Morgan Stanley is predicting a mild U.S. recession and projecting a more pessimistic scenario for Europe and Japan than before, but "decoupling appears to be the watchword" among its experts when it comes to emerging economies, Mr. Newman noted in his report.

Others agree that the conventional wisdom about decoupling is off the mark. "There is a myth being developed" that emerging economies, especially those in Asia, can disengage from the rest of the world," says Harry Krensky of Atlas Capital Management, an emerging-market hedge-fund firm. "I don't think the story is going to work."

Mr. Krensky says emerging-market shares will be vulnerable if the U.S. slowdown pushes American consumers to pare back spending. He points to Li & Fung, a Hong Kong trading company that gets about two- thirds of its sales from the U.S. and is trading at about 35 times the past year's earnings. In contrast, the shares of one of its largest clients, Kohl's Corp., trade at just 11 times earnings. "The market is in denial," Mr. Krensky says.

Li & Fung's share price is now about four times its five-year low. Kohl's stock, meanwhile, hit a five-year low last week. Mr. Krensky's firm is betting that shares of companies with exposure to exports and the global economic cycle, like Li & Fung, will fall.

Traders who were anticipating another year of gains in emerging markets now see stark risks to that view. After predicting 25% gains in Latin American stock markets for 2008, Citigroup this week put out a report saying the region instead could face losses of equal size if the U.S. enters a recession.

There's still plenty to like about these economies.

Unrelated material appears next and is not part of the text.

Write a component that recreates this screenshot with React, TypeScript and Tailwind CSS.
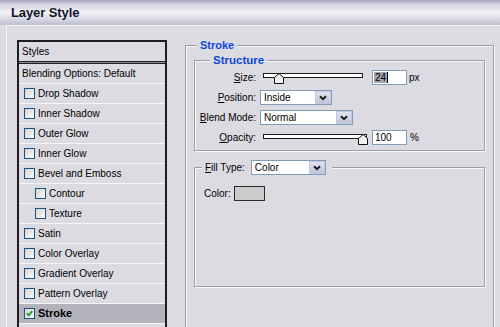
import React from "react";

const FONT = { fontFamily: '"Liberation Sans", Arial, sans-serif' };

function Checkbox({ checked }: { checked?: boolean }) {
  return (
    <span className="w-[11px] h-[11px] shrink-0 border border-[#1c5180] bg-linear-to-br from-[#d4d4d0] to-[#fbfbfa] flex items-center justify-center">
      {checked && (
        <svg width="7" height="7" viewBox="0 0 7 7">
          <path d="M0.8 3.4 L2.7 5.4 L6.3 1.2" stroke="#1f9e1f" strokeWidth="1.9" fill="none" />
        </svg>
      )}
    </span>
  );
}

function Chevron() {
  return (
    <svg width="8" height="6" viewBox="0 0 8 6">
      <path d="M1 1.2 L4 4.2 L7 1.2" stroke="#1a1a1a" strokeWidth="2" fill="none" />
    </svg>
  );
}

function Select({ value, w }: { value: string; w: string }) {
  return (
    <div className={`${w} h-[15px] shrink-0 border border-[#7f9db9] bg-white flex items-center`}>
      <span className="flex-1 pl-[3px] text-[10px] leading-[13px] text-black">{value}</span>
      <span className="w-[16px] h-[13px] border border-[#c3cbe0] bg-linear-to-b from-[#e2e5ef] to-[#bfc4d6] flex items-center justify-center">
        <Chevron />
      </span>
    </div>
  );
}

function Thumb({ left, top }: { left: string; top: string }) {
  return (
    <svg className={`absolute ${left} ${top}`} width="10" height="11" viewBox="0 0 10 11">
      <path d="M0.5 4.5 L5 0.5 L9.5 4.5 L9.5 10.5 L0.5 10.5 Z" fill="#f2f2f2" stroke="#111" strokeWidth="1" />
    </svg>
  );
}

const items: { label: string; indent?: boolean; checked?: boolean; selected?: boolean }[] = [
  { label: "Drop Shadow" },
  { label: "Inner Shadow" },
  { label: "Outer Glow" },
  { label: "Inner Glow" },
  { label: "Bevel and Emboss" },
  { label: "Contour", indent: true },
  { label: "Texture", indent: true },
  { label: "Satin" },
  { label: "Color Overlay" },
  { label: "Gradient Overlay" },
  { label: "Pattern Overlay" },
  { label: "Stroke", checked: true, selected: true },
];

export default function App() {
  return (
    <div className="w-[500px] h-[327px] overflow-hidden flex flex-col bg-[#dcdbe2] text-black" style={FONT}>
      <div className="h-[25px] shrink-0 flex items-center pl-[11px] bg-[linear-gradient(to_bottom,#a6a6be_0%,#d6d6e2_18%,#f1f1f5_50%,#dadae6_75%,#bdbdd0_100%)]">
        <span className="text-[13px] font-bold text-[#15152a] tracking-[-0.1px]">Layer Style</span>
      </div>
      <div className="flex-1 ml-[6px] border-l border-t border-[#f4f4f8] flex pl-[10px] pt-[14px]">
        {/* Left styles list */}
        <div className="w-[150px] h-[400px] shrink-0 border-2 border-[#1e1e1e] flex flex-col">
          <div className="h-[19px] flex items-center pl-[3px] text-[10px]">Styles</div>
          <div className="h-[3px] border-t border-b border-[#1e1e1e] bg-[#8a8a92]" />
          <div className="h-[20px] border-b border-[#f6f6f9] flex items-center pl-[3px] text-[10px]">
            Blending Options: Default
          </div>
          {items.map((it) => (
            <div
              key={it.label}
              className={`h-[20px] border-b border-[#f6f6f9] flex items-center gap-[3px] text-[10px] ${
                it.indent ? "pl-[16px]" : "pl-[5px]"
              } ${it.selected ? "bg-[#b3b3bb] font-bold text-[11px]" : ""}`}
            >
              <Checkbox checked={it.checked} />
              <span>{it.label}</span>
            </div>
          ))}
          <div className="h-[20px] border-b border-[#f6f6f9]" />
        </div>

        {/* Right panel */}
        <fieldset className="ml-[18px] -mt-[2px] w-[309px] h-[400px] shrink-0 border border-[#9c9ca6] shadow-[inset_1px_1px_0_#fafafc,1px_1px_0_#fafafc] px-[8px] pt-[1px]">
          <legend className="ml-[3px] px-[3px] leading-[14px] text-[11px] font-bold text-[#1048dc] bg-[#dcdbe2]">
            Stroke
          </legend>

          <fieldset className="border border-[#9c9ca6] shadow-[inset_1px_1px_0_#fafafc,1px_1px_0_#fafafc] pt-[3px] pb-[5px]">
            <legend className="ml-[15px] px-[3px] leading-[14px] text-[11.5px] font-bold text-[#1048dc] bg-[#dcdbe2]">
              Structure
            </legend>
            <div className="grid grid-cols-[61px_1fr] gap-x-[4px] gap-y-[5px] text-[10px]">
              <div className="h-[15px] flex items-center justify-end">
                <span className="underline">S</span>ize:
              </div>
              <div className="h-[15px] flex items-center">
                <div className="relative ml-[3px] w-[100px] h-[15px]">
                  <div className="mt-[3px] h-[5px] border border-[#1a1a1a] bg-white" />
                  <Thumb left="left-[11px]" top="top-[3px]" />
                </div>
                <div className="ml-[9px] w-[35px] h-[15px] border border-[#7f9db9] bg-white flex items-center pl-[1px]">
                  <span className="bg-[#a3a5b1] leading-[11px] px-[1px]">24</span>
                  <span className="w-px h-[11px] bg-black" />
                </div>
                <span className="ml-[2px]">px</span>
              </div>

              <div className="h-[15px] flex items-center justify-end">
                <span className="underline">P</span>osition:
              </div>
              <div className="h-[15px] flex items-center">
                <Select value="Inside" w="w-[72px]" />
              </div>

              <div className="h-[15px] flex items-center justify-end">
                <span className="underline">B</span>lend Mode:
              </div>
              <div className="h-[15px] flex items-center">
                <Select value="Normal" w="w-[93px]" />
              </div>

              <div className="h-[15px] flex items-center justify-end">
                <span className="underline">O</span>pacity:
              </div>
              <div className="h-[15px] flex items-center">
                <div className="relative ml-[3px] w-[104px] h-[15px]">
                  <div className="mt-[4px] h-[5px] border border-[#1a1a1a] bg-white" />
                  <Thumb left="left-[95px]" top="top-[4px]" />
                </div>
                <div className="ml-[5px] w-[35px] h-[15px] border border-[#7f9db9] bg-white flex items-center pl-[2px]">
                  100
                </div>
                <span className="ml-[3px]">%</span>
              </div>
            </div>
          </fieldset>

          <fieldset className="mt-[9px] border border-[#9c9ca6] shadow-[inset_1px_1px_0_#fafafc,1px_1px_0_#fafafc]">
            <legend className="ml-[7px] pl-[3px] pr-[6px] bg-[#dcdbe2] flex items-center gap-[6px] text-[10px]">
              <span>
                <span className="underline">F</span>ill Type:
              </span>
              <Select value="Color" w="w-[75px]" />
            </legend>
            <div className="h-[111px] pt-[11px] pl-[9px] flex items-start gap-[3px] text-[10px]">
              <span className="h-[15px] flex items-center">Color:</span>
              <span className="w-[31px] h-[15px] border border-[#2a2a2a] bg-[#cbcbcb]" />
            </div>
          </fieldset>
        </fieldset>
      </div>
    </div>
  );
}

Emerging markets in general are on far sounder financial footing than in the past and have vastly improved their ability to weather weakness in the U.S. economy.

Together they are sitting on an estimated $4.1 trillion in central bank reserves, making a repeat of past crises highly unlikely. Local consumers are playing a bigger role in spurring economic growth, which helps to counterbalance the dependence on exports.

Economic impact aside, emerging-economy stock markets have become more highly correlated to those in the developed world in recent years. That's because global investors have piled into these countries, deepening the connection to world-wide investment shifts. And when markets get more volatile, they all tend to move together, as they have this week.

Even if a sharp U.S. slowdown has a modest impact on economic growth in emerging markets, "the effect on financial markets could be larger," says Ronald Frashure, co-chief investment officer of Acadian Asset Management, which manages $80 billion. The consequences might be more severe in markets that "had sparkling results in 2007, and which, as a result, had gotten quite expensive," he said, such as India and China.